## START
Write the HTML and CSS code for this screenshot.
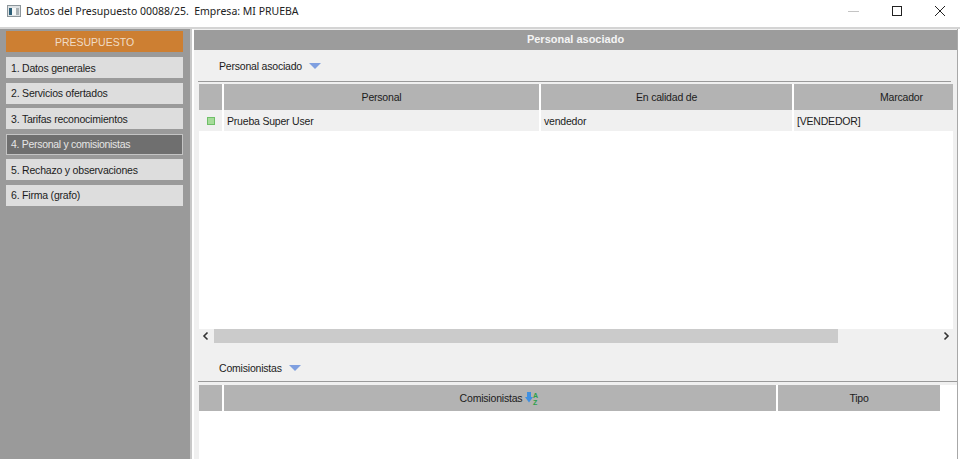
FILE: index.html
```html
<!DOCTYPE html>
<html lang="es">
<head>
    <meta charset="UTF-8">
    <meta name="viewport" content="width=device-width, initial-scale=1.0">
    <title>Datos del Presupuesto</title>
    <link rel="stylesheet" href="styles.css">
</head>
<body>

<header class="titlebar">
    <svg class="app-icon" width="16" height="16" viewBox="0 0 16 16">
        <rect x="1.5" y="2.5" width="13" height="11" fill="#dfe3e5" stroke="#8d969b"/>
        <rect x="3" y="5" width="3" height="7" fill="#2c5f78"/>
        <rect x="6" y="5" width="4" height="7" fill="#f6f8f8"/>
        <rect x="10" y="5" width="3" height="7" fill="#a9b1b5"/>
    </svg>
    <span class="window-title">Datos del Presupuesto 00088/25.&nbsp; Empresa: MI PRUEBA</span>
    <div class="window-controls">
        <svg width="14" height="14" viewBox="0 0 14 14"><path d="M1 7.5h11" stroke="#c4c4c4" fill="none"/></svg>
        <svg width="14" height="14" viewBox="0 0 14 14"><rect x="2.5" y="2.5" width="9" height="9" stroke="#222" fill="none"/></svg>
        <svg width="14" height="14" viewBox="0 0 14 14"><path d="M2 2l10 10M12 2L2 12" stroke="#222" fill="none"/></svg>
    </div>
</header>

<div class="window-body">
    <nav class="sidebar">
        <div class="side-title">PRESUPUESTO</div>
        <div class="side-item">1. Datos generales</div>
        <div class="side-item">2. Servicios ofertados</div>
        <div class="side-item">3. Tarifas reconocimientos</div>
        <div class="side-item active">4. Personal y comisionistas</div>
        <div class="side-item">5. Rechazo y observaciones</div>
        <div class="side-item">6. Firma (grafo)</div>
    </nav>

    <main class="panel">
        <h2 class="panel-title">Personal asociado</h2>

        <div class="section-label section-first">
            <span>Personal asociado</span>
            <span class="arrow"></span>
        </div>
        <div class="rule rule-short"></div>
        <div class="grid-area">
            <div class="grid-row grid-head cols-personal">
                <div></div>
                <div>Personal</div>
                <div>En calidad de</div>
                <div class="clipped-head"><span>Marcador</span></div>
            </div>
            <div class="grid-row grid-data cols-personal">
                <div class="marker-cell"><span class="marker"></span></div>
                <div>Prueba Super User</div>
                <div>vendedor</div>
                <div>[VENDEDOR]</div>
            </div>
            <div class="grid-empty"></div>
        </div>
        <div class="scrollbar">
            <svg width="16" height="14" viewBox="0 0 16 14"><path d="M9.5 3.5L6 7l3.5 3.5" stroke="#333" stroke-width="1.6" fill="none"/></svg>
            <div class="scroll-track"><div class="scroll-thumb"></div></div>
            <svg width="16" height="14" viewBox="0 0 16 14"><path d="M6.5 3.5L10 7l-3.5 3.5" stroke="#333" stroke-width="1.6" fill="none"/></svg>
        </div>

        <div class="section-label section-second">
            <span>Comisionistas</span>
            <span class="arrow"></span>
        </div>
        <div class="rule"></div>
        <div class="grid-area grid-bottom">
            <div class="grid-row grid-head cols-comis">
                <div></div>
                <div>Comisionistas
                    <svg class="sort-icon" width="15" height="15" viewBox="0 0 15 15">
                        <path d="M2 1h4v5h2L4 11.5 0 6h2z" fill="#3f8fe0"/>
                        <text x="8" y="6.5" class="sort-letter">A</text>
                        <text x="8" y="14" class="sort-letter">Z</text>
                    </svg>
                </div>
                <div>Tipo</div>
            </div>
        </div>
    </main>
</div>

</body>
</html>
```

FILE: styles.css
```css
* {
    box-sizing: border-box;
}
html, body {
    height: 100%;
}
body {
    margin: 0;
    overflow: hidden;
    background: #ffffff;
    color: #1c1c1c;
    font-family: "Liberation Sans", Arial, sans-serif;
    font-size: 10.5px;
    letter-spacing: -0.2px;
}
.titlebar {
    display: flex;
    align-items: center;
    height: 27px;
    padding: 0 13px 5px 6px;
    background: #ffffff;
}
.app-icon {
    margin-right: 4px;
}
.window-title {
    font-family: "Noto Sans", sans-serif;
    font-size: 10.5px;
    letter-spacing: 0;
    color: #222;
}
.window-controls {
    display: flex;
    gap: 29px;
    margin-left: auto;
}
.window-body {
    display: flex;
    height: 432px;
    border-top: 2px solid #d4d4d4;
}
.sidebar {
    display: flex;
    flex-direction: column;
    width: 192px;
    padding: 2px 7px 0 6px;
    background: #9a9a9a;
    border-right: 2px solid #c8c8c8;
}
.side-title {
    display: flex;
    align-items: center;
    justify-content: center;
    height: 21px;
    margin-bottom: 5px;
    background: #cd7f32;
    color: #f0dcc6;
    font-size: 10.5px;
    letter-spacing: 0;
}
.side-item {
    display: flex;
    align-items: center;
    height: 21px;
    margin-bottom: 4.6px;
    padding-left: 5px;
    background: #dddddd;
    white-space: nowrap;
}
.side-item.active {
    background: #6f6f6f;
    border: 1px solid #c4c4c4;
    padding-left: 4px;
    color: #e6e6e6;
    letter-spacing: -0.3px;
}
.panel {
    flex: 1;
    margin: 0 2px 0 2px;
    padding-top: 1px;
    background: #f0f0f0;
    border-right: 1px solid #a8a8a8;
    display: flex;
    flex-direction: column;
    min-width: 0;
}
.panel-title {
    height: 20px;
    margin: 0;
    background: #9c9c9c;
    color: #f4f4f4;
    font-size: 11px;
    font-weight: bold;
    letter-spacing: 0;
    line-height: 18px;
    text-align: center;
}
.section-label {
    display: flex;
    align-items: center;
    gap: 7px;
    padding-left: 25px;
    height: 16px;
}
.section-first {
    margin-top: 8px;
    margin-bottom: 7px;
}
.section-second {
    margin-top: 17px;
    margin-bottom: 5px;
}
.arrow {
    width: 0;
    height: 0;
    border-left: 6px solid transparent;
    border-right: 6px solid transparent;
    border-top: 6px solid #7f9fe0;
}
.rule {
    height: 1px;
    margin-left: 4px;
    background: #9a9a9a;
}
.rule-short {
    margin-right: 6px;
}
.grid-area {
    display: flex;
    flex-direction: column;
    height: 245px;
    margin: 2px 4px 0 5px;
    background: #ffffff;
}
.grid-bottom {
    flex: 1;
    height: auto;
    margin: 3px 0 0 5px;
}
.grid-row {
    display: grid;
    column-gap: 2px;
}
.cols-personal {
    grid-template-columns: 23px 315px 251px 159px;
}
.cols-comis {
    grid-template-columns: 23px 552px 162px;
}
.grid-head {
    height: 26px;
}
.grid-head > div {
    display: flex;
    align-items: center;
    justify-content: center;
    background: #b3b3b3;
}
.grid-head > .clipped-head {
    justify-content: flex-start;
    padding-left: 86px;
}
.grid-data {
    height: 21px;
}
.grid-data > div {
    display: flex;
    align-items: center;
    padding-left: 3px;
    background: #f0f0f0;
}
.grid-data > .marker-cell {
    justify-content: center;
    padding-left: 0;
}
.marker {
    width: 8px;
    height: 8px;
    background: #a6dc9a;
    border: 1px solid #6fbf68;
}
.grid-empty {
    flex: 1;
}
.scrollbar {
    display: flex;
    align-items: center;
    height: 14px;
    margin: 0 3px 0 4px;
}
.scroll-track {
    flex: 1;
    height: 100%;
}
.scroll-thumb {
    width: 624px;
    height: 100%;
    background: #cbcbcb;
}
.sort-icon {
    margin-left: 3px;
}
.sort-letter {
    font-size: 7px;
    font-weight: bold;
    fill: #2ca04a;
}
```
## END
• Exercise objective:
Transcribe all the data word for word; the images stay out.

• Task output:
Write the HTML and CSS code for this screenshot.
FILE: index.html
```html
<!DOCTYPE html>
<html lang="es">
<head>
    <meta charset="UTF-8">
    <meta name="viewport" content="width=device-width, initial-scale=1.0">
    <title>Datos del Presupuesto</title>
    <link rel="stylesheet" href="styles.css">
</head>
<body>

<header class="titlebar">
    <svg class="app-icon" width="16" height="16" viewBox="0 0 16 16">
        <rect x="1.5" y="2.5" width="13" height="11" fill="#dfe3e5" stroke="#8d969b"/>
        <rect x="3" y="5" width="3" height="7" fill="#2c5f78"/>
        <rect x="6" y="5" width="4" height="7" fill="#f6f8f8"/>
        <rect x="10" y="5" width="3" height="7" fill="#a9b1b5"/>
    </svg>
    <span class="window-title">Datos del Presupuesto 00088/25.&nbsp; Empresa: MI PRUEBA</span>
    <div class="window-controls">
        <svg width="14" height="14" viewBox="0 0 14 14"><path d="M1 7.5h11" stroke="#c4c4c4" fill="none"/></svg>
        <svg width="14" height="14" viewBox="0 0 14 14"><rect x="2.5" y="2.5" width="9" height="9" stroke="#222" fill="none"/></svg>
        <svg width="14" height="14" viewBox="0 0 14 14"><path d="M2 2l10 10M12 2L2 12" stroke="#222" fill="none"/></svg>
    </div>
</header>

<div class="window-body">
    <nav class="sidebar">
        <div class="side-title">PRESUPUESTO</div>
        <div class="side-item">1. Datos generales</div>
        <div class="side-item">2. Servicios ofertados</div>
        <div class="side-item">3. Tarifas reconocimientos</div>
        <div class="side-item active">4. Personal y comisionistas</div>
        <div class="side-item">5. Rechazo y observaciones</div>
        <div class="side-item">6. Firma (grafo)</div>
    </nav>

    <main class="panel">
        <h2 class="panel-title">Personal asociado</h2>

        <div class="section-label section-first">
            <span>Personal asociado</span>
            <span class="arrow"></span>
        </div>
        <div class="rule rule-short"></div>
        <div class="grid-area">
            <div class="grid-row grid-head cols-personal">
                <div></div>
                <div>Personal</div>
                <div>En calidad de</div>
                <div class="clipped-head"><span>Marcador</span></div>
            </div>
            <div class="grid-row grid-data cols-personal">
                <div class="marker-cell"><span class="marker"></span></div>
                <div>Prueba Super User</div>
                <div>vendedor</div>
                <div>[VENDEDOR]</div>
            </div>
            <div class="grid-empty"></div>
        </div>
        <div class="scrollbar">
            <svg width="16" height="14" viewBox="0 0 16 14"><path d="M9.5 3.5L6 7l3.5 3.5" stroke="#333" stroke-width="1.6" fill="none"/></svg>
            <div class="scroll-track"><div class="scroll-thumb"></div></div>
            <svg width="16" height="14" viewBox="0 0 16 14"><path d="M6.5 3.5L10 7l-3.5 3.5" stroke="#333" stroke-width="1.6" fill="none"/></svg>
        </div>

        <div class="section-label section-second">
            <span>Comisionistas</span>
            <span class="arrow"></span>
        </div>
        <div class="rule"></div>
        <div class="grid-area grid-bottom">
            <div class="grid-row grid-head cols-comis">
                <div></div>
                <div>Comisionistas
                    <svg class="sort-icon" width="15" height="15" viewBox="0 0 15 15">
                        <path d="M2 1h4v5h2L4 11.5 0 6h2z" fill="#3f8fe0"/>
                        <text x="8" y="6.5" class="sort-letter">A</text>
                        <text x="8" y="14" class="sort-letter">Z</text>
                    </svg>
                </div>
                <div>Tipo</div>
            </div>
        </div>
    </main>
</div>

</body>
</html>
```

FILE: styles.css
```css
* {
    box-sizing: border-box;
}
html, body {
    height: 100%;
}
body {
    margin: 0;
    overflow: hidden;
    background: #ffffff;
    color: #1c1c1c;
    font-family: "Liberation Sans", Arial, sans-serif;
    font-size: 10.5px;
    letter-spacing: -0.2px;
}
.titlebar {
    display: flex;
    align-items: center;
    height: 27px;
    padding: 0 13px 5px 6px;
    background: #ffffff;
}
.app-icon {
    margin-right: 4px;
}
.window-title {
    font-family: "Noto Sans", sans-serif;
    font-size: 10.5px;
    letter-spacing: 0;
    color: #222;
}
.window-controls {
    display: flex;
    gap: 29px;
    margin-left: auto;
}
.window-body {
    display: flex;
    height: 432px;
    border-top: 2px solid #d4d4d4;
}
.sidebar {
    display: flex;
    flex-direction: column;
    width: 192px;
    padding: 2px 7px 0 6px;
    background: #9a9a9a;
    border-right: 2px solid #c8c8c8;
}
.side-title {
    display: flex;
    align-items: center;
    justify-content: center;
    height: 21px;
    margin-bottom: 5px;
    background: #cd7f32;
    color: #f0dcc6;
    font-size: 10.5px;
    letter-spacing: 0;
}
.side-item {
    display: flex;
    align-items: center;
    height: 21px;
    margin-bottom: 4.6px;
    padding-left: 5px;
    background: #dddddd;
    white-space: nowrap;
}
.side-item.active {
    background: #6f6f6f;
    border: 1px solid #c4c4c4;
    padding-left: 4px;
    color: #e6e6e6;
    letter-spacing: -0.3px;
}
.panel {
    flex: 1;
    margin: 0 2px 0 2px;
    padding-top: 1px;
    background: #f0f0f0;
    border-right: 1px solid #a8a8a8;
    display: flex;
    flex-direction: column;
    min-width: 0;
}
.panel-title {
    height: 20px;
    margin: 0;
    background: #9c9c9c;
    color: #f4f4f4;
    font-size: 11px;
    font-weight: bold;
    letter-spacing: 0;
    line-height: 18px;
    text-align: center;
}
.section-label {
    display: flex;
    align-items: center;
    gap: 7px;
    padding-left: 25px;
    height: 16px;
}
.section-first {
    margin-top: 8px;
    margin-bottom: 7px;
}
.section-second {
    margin-top: 17px;
    margin-bottom: 5px;
}
.arrow {
    width: 0;
    height: 0;
    border-left: 6px solid transparent;
    border-right: 6px solid transparent;
    border-top: 6px solid #7f9fe0;
}
.rule {
    height: 1px;
    margin-left: 4px;
    background: #9a9a9a;
}
.rule-short {
    margin-right: 6px;
}
.grid-area {
    display: flex;
    flex-direction: column;
    height: 245px;
    margin: 2px 4px 0 5px;
    background: #ffffff;
}
.grid-bottom {
    flex: 1;
    height: auto;
    margin: 3px 0 0 5px;
}
.grid-row {
    display: grid;
    column-gap: 2px;
}
.cols-personal {
    grid-template-columns: 23px 315px 251px 159px;
}
.cols-comis {
    grid-template-columns: 23px 552px 162px;
}
.grid-head {
    height: 26px;
}
.grid-head > div {
    display: flex;
    align-items: center;
    justify-content: center;
    background: #b3b3b3;
}
.grid-head > .clipped-head {
    justify-content: flex-start;
    padding-left: 86px;
}
.grid-data {
    height: 21px;
}
.grid-data > div {
    display: flex;
    align-items: center;
    padding-left: 3px;
    background: #f0f0f0;
}
.grid-data > .marker-cell {
    justify-content: center;
    padding-left: 0;
}
.marker {
    width: 8px;
    height: 8px;
    background: #a6dc9a;
    border: 1px solid #6fbf68;
}
.grid-empty {
    flex: 1;
}
.scrollbar {
    display: flex;
    align-items: center;
    height: 14px;
    margin: 0 3px 0 4px;
}
.scroll-track {
    flex: 1;
    height: 100%;
}
.scroll-thumb {
    width: 624px;
    height: 100%;
    background: #cbcbcb;
}
.sort-icon {
    margin-left: 3px;
}
.sort-letter {
    font-size: 7px;
    font-weight: bold;
    fill: #2ca04a;
}
```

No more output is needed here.